After several successful shows over the last six months show of strength, The Leith Collective’s Liquid Room show will feature the massed ranks of the Easter Road Soul Band, vocalists Daniel McGeever and Einstein, as well as comedy raconteur Paul McNeill. Also performing will be the Burns-meets-Iggy-Pop-based super-group The Bum-Clocks, featuring actor Tam Dean Burn, his brother and Fire Engines and Boots for Dancing drummer Russell Burn, ex-Josef K and Orange Juice guitarist Malcolm Ross, plus internationally-renowned keyboardist Steven Christie.

The main focus for the Leith Collective’s Culture Trail extravaganza, however, will be on three very different female vocalists. Lynzie Dray, Rosanne Erskine and Becc Sanderson have all previously sung live with Out of the Ordinary, with Erskine and Sanderson having also appeared on Stranger Things Have Happened. With Malik’s backing, all three have joined the Ramrock roster. Sanderson and her Sextet have just released Bows to Bowie, an album of jazz versions of David Bowie songs, while Erskine and Dray will shortly be heard on singles released through the label.

“We’ve achieved so much with Out of the Ordinary over the last six months,” says Malik, “and this time out it’s about the three singers. They’re the best singers around right now, and we’re taking things to the next level.”

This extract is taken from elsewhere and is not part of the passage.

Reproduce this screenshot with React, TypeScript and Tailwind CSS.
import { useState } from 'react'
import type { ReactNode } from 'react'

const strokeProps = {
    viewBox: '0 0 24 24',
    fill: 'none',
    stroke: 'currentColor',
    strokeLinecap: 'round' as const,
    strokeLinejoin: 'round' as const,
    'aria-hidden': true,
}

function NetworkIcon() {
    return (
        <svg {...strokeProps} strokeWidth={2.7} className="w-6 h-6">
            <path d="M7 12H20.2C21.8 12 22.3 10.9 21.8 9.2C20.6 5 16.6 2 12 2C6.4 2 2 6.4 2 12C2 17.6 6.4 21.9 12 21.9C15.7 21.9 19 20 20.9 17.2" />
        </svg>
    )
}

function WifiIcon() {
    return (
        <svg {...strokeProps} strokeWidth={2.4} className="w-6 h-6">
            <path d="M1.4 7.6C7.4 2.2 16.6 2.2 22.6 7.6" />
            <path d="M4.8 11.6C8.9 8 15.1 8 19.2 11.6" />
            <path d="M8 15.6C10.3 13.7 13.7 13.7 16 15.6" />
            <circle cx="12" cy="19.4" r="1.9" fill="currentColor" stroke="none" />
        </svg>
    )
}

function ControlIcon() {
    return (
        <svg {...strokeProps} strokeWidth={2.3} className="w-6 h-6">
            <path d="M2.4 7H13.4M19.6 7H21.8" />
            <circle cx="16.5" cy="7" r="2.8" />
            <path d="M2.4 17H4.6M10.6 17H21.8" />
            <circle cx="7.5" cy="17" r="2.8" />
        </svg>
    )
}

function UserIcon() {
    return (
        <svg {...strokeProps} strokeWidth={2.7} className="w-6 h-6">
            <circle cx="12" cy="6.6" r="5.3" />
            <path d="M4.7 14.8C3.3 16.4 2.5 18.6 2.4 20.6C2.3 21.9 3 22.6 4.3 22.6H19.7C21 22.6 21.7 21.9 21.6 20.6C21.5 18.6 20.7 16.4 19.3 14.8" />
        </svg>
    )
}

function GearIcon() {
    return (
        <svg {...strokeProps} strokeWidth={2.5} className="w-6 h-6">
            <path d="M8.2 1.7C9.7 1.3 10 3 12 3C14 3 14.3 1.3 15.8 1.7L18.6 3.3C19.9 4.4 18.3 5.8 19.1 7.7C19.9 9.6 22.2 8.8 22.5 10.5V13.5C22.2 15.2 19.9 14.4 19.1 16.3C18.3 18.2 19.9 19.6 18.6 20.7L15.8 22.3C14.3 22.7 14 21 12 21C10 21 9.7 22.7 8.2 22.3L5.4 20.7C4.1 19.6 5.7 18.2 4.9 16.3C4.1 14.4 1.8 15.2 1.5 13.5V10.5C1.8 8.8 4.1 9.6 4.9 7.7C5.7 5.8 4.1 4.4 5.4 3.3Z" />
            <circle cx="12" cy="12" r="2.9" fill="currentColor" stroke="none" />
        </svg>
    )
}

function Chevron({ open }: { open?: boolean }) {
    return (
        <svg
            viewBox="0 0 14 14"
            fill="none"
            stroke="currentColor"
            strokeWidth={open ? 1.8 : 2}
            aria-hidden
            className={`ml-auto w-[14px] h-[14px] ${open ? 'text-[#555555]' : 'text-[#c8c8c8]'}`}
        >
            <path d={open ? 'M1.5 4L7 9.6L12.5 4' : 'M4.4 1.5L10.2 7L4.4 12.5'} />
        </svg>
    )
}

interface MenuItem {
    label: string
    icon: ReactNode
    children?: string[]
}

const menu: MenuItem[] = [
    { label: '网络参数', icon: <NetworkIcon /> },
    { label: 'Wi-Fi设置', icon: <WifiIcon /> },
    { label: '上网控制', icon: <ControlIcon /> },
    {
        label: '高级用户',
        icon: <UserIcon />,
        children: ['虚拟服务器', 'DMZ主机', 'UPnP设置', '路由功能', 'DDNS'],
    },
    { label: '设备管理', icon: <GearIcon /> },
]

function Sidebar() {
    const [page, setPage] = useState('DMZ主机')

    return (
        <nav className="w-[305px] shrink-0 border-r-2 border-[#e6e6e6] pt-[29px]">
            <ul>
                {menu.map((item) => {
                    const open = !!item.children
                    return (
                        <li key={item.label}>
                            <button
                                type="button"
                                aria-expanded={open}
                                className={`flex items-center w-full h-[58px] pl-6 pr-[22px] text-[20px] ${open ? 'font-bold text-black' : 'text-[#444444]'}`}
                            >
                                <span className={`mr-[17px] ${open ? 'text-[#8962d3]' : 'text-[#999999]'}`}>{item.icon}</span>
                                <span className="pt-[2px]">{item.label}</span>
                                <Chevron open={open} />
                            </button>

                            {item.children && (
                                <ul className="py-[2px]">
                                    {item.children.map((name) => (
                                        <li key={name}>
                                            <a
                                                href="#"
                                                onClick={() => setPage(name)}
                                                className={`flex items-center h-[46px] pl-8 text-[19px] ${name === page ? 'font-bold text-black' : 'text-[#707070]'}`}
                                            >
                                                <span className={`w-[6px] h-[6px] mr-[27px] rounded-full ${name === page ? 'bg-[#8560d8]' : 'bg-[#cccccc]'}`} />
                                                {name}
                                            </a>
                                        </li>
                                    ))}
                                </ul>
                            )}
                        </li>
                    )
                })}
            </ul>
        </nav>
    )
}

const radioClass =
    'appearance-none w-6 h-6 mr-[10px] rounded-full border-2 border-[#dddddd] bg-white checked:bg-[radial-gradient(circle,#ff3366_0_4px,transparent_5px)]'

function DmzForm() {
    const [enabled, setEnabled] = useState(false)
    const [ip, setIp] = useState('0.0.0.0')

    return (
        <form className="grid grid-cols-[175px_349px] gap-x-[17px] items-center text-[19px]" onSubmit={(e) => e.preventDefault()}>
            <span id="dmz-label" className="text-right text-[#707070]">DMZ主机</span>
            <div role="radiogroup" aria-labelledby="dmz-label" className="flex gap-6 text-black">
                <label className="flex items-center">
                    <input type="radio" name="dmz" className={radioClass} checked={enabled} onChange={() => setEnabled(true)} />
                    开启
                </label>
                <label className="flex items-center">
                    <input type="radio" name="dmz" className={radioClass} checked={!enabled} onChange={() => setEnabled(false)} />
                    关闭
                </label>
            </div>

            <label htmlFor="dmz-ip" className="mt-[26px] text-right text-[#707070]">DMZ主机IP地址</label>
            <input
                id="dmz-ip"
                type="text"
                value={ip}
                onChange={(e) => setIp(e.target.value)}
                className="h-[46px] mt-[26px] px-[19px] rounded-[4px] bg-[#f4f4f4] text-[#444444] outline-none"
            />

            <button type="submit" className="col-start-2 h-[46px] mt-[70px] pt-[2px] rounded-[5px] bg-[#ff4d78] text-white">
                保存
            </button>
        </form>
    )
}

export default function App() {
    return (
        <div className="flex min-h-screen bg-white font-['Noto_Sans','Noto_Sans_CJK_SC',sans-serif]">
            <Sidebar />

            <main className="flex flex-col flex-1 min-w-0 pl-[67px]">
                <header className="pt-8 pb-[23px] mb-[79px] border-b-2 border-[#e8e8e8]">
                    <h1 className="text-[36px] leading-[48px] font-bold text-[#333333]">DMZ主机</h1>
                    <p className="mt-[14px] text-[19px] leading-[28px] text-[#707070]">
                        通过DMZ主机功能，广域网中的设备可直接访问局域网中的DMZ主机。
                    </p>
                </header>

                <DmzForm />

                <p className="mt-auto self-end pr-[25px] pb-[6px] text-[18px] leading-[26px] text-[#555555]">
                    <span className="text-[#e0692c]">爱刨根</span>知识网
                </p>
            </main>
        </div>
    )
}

With Out of the Ordinary having recently played Neu! Reekie!, the Culture Trail line-up includes Williamson revisit his performance of Tam O’Shanter accompanied by high-flying contemporary dance troupe the Kixx Collective and musician Craig Lithgow. The event also sees Pedersen join forces with Davie Miller of electronic pioneers Finiflex/Tribe for a set commissioned by Andrew Weatherall for his Festival No. 6 event. The pair will be joined by Carla J. Easton, the Scottish Album of the Year shortlistee who has previously appeared at Neu! Reekie! with her band Teen Canteen as well as a solo artist. Headlining the Freemasons’ Hall is Stanley Odd, the Leith-based hip-hop squad playing their first full band show in two years.

“The cross-cultural relationship between hip-hop and poetry has always been important to Neu! Reekie,” says Pedersen. “Hip hop artists like Stanley Odd are leading an exploration of language in much the same way Burns did years ago, and I’d like to think if Burns was around today, he’d be doing something similar.

For Lucky Middlemass’s Tavern, designed to re-create and contemporise the atmosphere of an old Edinburgh speak-easy, O’Rourke has pulled together a line-up featuring poet Nadine Aisha Jassat and a raucous fusion of Irish and Scottish folk with Bluegrass presented by the Kinnaris Quintet.

While the gorgeous strains of Rozi Plain will headline, a special mystery guest is also scheduled to appear.

This fits in with the clandestine off-piste activity of a Jekyll and Hyde city like Edinburgh.

“An exciting hotbed of music, writing, scurrilous thought and late night activity,” is how O’Rourke sees the Lucky Middlemass’s Tavern concept.

“It’s much more of a salon this year, and I think there’ll be things that come up as well about what’s going on politically in the world just now.”

Such activities have long been a part of Edinburgh’s unofficial culture over several centuries. With roots in the old Scot:Lands event programmed by Unique on New Year’s Day when they were programming Edinburgh’s Hogmanay events, the Burns&Beyond Culture Trail is arguably a reclaiming of culture at ground level.

Malik in particular is on a mission to gather up the creative forces already embedded in the city’s artistic life. For all three curators, this means bringing all artists home to roost, whatever the genre. As Malik sees it: “All my musical heroes live in my home town, and I get to play with them and hang out with them. We’ve got the post-punks, the jazzers and the techno kids, and what we’re doing is bringing every single aspect of Scotland’s music scene together.”

Burns&Beyond Culture Trail, various venues, Edinburgh, Saturday, 6.30pm-10.30pm.